Article • Expose the Heist: Power and Policy in Unprecedented Times
Solidarity Strikes and Taft-Hartley’s Long Shadow
Article • Expose the Heist: Power and Policy in Unprecedented Times
This week marks the anniversary of the enactment of one of the most consequential pieces of labor legislation in US history. The Labor Management Relations Act, better known as the Taft-Hartley Act, was passed over President Truman’s veto on June 23, 1947, and substantially narrowed the forms of collective action protected under federal labor law. The Taft-Hartley Act provided employers with a myriad of new legal weapons while suppressing some of organized labor’s most powerful tactics, dramatically reshaping the US labor landscape. Most of the provisions in the Taft-Hartley Act remain in effect nearly eight decades later.
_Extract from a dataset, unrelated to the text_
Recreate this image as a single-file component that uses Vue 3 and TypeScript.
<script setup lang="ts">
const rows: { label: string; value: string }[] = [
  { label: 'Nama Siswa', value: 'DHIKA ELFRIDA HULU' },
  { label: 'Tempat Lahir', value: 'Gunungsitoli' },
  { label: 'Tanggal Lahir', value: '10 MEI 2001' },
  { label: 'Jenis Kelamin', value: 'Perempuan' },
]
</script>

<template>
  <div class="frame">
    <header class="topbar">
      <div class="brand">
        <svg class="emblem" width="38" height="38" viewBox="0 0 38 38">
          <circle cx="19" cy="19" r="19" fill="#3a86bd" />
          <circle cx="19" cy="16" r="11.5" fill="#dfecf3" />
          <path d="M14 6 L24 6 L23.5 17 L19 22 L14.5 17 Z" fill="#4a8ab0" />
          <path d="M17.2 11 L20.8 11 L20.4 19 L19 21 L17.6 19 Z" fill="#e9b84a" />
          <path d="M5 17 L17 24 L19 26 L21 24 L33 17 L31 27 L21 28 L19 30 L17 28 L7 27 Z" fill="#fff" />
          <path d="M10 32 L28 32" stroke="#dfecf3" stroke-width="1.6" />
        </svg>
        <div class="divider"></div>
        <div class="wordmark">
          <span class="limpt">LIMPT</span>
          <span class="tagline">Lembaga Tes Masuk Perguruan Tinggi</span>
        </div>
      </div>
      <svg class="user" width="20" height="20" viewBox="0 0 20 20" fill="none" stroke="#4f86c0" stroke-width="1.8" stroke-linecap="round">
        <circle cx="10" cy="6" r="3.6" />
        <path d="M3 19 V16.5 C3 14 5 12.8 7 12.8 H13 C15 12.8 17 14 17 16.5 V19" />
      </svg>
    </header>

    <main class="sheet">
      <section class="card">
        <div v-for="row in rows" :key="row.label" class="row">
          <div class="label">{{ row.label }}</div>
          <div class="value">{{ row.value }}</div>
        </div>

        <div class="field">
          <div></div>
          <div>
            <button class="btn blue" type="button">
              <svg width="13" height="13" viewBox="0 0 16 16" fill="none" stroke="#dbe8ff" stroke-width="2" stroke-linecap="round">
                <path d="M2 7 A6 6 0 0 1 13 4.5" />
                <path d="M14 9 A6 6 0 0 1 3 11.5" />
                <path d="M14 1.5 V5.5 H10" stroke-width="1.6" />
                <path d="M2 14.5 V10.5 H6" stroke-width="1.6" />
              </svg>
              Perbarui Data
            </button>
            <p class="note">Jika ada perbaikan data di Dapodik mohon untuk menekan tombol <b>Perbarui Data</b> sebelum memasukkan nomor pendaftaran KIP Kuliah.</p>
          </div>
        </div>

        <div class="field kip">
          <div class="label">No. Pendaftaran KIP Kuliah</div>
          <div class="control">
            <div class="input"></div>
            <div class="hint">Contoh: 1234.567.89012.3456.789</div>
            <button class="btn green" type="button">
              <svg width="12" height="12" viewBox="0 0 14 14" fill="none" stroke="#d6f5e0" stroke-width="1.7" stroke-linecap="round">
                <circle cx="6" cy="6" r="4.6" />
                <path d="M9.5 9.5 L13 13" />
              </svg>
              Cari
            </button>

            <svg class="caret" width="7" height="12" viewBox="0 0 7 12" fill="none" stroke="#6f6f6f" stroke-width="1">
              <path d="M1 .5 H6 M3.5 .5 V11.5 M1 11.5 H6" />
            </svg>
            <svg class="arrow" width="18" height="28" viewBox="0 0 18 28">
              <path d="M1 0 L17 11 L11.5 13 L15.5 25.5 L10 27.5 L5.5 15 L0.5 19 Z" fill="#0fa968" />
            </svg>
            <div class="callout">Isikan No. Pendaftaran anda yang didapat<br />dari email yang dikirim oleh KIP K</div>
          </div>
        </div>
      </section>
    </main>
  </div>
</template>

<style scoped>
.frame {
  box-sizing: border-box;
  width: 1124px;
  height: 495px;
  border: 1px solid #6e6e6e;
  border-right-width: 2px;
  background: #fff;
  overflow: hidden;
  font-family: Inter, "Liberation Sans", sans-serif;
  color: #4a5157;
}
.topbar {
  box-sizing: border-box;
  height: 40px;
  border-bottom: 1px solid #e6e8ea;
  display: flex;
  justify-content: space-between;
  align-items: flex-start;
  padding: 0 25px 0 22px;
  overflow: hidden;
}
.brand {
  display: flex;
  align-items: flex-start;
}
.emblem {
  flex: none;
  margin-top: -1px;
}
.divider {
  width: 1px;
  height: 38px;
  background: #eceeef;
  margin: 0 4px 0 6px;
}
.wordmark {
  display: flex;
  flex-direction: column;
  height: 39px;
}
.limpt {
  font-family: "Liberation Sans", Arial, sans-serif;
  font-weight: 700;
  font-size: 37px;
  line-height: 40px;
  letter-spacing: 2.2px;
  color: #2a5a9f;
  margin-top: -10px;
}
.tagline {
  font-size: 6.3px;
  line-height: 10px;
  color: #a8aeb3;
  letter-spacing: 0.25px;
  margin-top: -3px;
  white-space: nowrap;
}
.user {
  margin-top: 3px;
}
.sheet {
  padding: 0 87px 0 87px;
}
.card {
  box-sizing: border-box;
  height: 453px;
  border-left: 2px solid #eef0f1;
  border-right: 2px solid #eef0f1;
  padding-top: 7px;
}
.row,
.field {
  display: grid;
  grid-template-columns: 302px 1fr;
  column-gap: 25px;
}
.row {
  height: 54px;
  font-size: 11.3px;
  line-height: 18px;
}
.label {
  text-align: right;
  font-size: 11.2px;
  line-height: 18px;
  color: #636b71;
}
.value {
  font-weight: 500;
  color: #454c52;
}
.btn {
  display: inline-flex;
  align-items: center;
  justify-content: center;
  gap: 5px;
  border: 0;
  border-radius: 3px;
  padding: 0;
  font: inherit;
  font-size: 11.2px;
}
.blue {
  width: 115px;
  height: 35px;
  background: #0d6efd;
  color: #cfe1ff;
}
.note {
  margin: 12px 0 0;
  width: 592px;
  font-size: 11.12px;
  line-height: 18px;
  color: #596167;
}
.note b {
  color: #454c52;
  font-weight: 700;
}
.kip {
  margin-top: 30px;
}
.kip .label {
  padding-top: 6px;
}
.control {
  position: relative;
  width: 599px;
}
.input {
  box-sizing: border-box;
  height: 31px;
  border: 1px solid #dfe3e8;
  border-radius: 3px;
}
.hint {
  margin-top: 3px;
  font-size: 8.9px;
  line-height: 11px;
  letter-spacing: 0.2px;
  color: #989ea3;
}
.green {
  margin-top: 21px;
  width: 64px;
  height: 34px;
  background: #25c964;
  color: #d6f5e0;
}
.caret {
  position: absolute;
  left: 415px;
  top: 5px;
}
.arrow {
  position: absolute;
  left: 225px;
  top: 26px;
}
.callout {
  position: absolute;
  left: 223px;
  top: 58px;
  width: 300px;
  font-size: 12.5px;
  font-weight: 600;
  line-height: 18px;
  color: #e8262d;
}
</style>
For most private-sector workers, one of the costliest parts of the Taft-Hartley Act is its prohibition on secondary or “solidarity” actions. In a secondary action, workers at one company strike, picket, or boycott to support workers at another. Secondary actions enable workers across a supply chain to join forces and exert pressure, giving employees across different shops more leverage together than they would have individually. The Taft-Hartley Act, however, largely confined legal protections for strikes and picketing to actions directed at the “primary employer” involved in the labor dispute. Twelve years later, Congress would add Section 8(e), the “hot cargo” provision, which blocked unions from negotiating contractual solidarity with their employers. In practice, this meant unions could no longer blunt the Taft-Hartley restrictions through contract language requiring their employer to avoid doing business with a company involved in a labor dispute.
The Taft-Hartley Act’s restrictions on secondary actions represented a major change to the New Deal-era National Labor Relations Act (NLRA), which contained no such ban. The restrictions on solidarity strikes carry particular weight. The ability to withhold labor is the backbone of worker organizing; without it, workers have little leverage when negotiating with their employers. Solidarity strikes expand that leverage by making it harder for an employer to isolate a single bargaining unit, reroute work, or otherwise keep production moving despite a strike. Strike action of all kinds is associated with growth in union membership.
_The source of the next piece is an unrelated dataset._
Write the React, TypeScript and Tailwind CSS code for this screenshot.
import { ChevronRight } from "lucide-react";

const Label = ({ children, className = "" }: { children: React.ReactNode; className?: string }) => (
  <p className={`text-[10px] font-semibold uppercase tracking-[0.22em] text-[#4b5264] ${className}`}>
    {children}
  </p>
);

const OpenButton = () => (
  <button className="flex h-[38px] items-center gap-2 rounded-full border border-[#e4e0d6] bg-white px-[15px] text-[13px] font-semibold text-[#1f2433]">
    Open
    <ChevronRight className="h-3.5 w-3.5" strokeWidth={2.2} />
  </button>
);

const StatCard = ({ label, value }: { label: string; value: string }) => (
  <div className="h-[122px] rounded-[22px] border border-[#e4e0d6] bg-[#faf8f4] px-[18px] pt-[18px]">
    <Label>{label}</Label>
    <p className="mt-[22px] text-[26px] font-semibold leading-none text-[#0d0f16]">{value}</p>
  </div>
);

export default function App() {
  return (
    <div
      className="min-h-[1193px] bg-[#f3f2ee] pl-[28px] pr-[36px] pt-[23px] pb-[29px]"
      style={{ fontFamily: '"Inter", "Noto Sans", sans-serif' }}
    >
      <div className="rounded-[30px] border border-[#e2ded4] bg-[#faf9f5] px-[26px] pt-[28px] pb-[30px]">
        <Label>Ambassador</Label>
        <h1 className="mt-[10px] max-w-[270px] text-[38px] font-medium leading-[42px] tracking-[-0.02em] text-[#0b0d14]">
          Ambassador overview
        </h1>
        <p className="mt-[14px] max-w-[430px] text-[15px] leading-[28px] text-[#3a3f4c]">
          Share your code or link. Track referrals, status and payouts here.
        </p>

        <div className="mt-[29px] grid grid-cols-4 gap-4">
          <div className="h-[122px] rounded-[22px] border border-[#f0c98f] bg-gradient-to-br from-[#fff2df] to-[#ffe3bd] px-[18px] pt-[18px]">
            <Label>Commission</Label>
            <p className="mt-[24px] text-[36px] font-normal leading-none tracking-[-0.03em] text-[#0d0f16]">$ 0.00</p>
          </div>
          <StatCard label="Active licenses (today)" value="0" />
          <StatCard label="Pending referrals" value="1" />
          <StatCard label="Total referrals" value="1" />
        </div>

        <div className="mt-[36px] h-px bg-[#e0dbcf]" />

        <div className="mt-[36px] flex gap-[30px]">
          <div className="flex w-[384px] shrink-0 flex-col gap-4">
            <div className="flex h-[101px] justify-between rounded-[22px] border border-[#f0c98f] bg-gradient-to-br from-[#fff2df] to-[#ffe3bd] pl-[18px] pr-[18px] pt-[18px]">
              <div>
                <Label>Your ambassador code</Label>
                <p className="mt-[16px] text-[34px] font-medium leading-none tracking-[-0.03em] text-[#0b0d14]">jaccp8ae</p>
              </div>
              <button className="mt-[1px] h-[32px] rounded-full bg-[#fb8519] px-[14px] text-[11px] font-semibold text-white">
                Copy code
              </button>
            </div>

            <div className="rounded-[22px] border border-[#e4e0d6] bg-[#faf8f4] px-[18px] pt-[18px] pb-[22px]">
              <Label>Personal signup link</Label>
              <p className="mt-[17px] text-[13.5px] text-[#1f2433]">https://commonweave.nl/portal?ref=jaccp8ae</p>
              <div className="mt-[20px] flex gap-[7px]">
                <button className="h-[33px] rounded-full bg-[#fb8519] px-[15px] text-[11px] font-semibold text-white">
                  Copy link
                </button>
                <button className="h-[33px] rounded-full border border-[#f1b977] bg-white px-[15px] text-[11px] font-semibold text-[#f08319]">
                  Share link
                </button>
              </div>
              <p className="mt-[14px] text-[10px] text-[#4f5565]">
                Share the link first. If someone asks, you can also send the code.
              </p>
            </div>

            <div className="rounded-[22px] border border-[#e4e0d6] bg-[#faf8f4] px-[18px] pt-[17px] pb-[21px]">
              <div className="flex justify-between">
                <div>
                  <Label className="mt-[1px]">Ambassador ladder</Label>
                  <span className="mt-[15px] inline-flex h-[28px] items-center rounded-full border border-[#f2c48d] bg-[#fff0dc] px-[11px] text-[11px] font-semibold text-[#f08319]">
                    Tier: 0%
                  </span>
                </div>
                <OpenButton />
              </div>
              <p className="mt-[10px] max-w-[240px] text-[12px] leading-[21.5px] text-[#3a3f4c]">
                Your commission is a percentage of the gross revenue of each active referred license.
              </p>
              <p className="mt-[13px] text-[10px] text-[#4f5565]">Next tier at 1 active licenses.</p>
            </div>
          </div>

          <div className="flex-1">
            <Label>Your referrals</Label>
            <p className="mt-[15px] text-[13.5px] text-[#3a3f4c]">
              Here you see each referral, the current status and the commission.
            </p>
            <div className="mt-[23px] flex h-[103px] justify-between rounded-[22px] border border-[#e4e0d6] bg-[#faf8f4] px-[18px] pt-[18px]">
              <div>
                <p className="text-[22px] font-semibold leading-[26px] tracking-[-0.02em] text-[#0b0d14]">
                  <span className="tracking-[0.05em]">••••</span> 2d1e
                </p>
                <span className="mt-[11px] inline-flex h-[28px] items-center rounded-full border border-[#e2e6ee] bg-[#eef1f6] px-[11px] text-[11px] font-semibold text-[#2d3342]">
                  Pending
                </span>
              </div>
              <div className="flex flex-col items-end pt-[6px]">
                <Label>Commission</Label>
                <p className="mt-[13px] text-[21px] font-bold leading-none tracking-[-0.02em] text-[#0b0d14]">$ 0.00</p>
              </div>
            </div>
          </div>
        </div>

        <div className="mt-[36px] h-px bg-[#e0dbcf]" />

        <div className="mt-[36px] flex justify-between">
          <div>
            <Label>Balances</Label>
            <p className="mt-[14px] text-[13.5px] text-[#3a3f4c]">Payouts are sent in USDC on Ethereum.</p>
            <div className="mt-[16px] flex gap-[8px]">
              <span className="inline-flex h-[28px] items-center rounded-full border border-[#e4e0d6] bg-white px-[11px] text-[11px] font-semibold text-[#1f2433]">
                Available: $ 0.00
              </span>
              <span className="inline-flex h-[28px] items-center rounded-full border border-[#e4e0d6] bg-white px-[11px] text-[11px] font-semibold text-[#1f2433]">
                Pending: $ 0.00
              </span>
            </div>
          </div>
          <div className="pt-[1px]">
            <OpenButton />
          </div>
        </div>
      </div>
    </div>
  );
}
Workers in countries where solidarity actions are permitted have used them to great effect. In Finland, for example, striking postal workers found reinforcement from rail and aviation workers, among others. Solidarity actions disrupted rail, aviation, ferry, bus, and port operations, culminating in a successful agreement that preserved workers’ pay and conditions in their next contract.
While not the only factor, restrictions on solidarity actions almost certainly contributed to the weakening of organized labor in the US. Solidarity actions reinforce the idea of a labor movement that encompasses the entire working class, rather than siloing workers by employer or industry. The Taft-Hartley Act’s rules against solidarity actions weakened workers’ negotiating power. They also helped chip away at the burgeoning class consciousness that had powered many of the pre-1947 solidarity actions the Act was intended to curb.
Solidarity strikes would be especially useful now, given the Trump administration’s attacks on federal workers. The administration has attempted to remove collective bargaining rights for thousands of federal workers, a move which is still being fought in the courts. More recently, President Trump issued an executive order removing civil service protections for many federal workers, effectively converting about 8,000 employees to “at-will” status. Given that federal workers make up an outsized share of the labor movement, this would have been an opportune moment for private-sector unions to engage in solidarity actions to protect the movement as a whole.
Increasing unionization is part of CEPR’s Majority Agenda, a series which highlights broadly popular policy changes that would meaningfully improve the lives of working people. As one of the most effective mechanisms for workers to build power, unions are essential to that agenda. Unions are broadly popular in the US, and strong majorities agree that declines in unionization hurt both the country and working people. The US labor movement, however, is hamstrung by a system that is rigged against workers from the start. The Taft-Hartley Act helped rig that system and continues to reinforce it decades later. Its prohibitions against solidarity strikes were a political response to a labor movement that had demonstrated the capacity to disrupt entire industries. That is the kind of labor movement that the US needs today.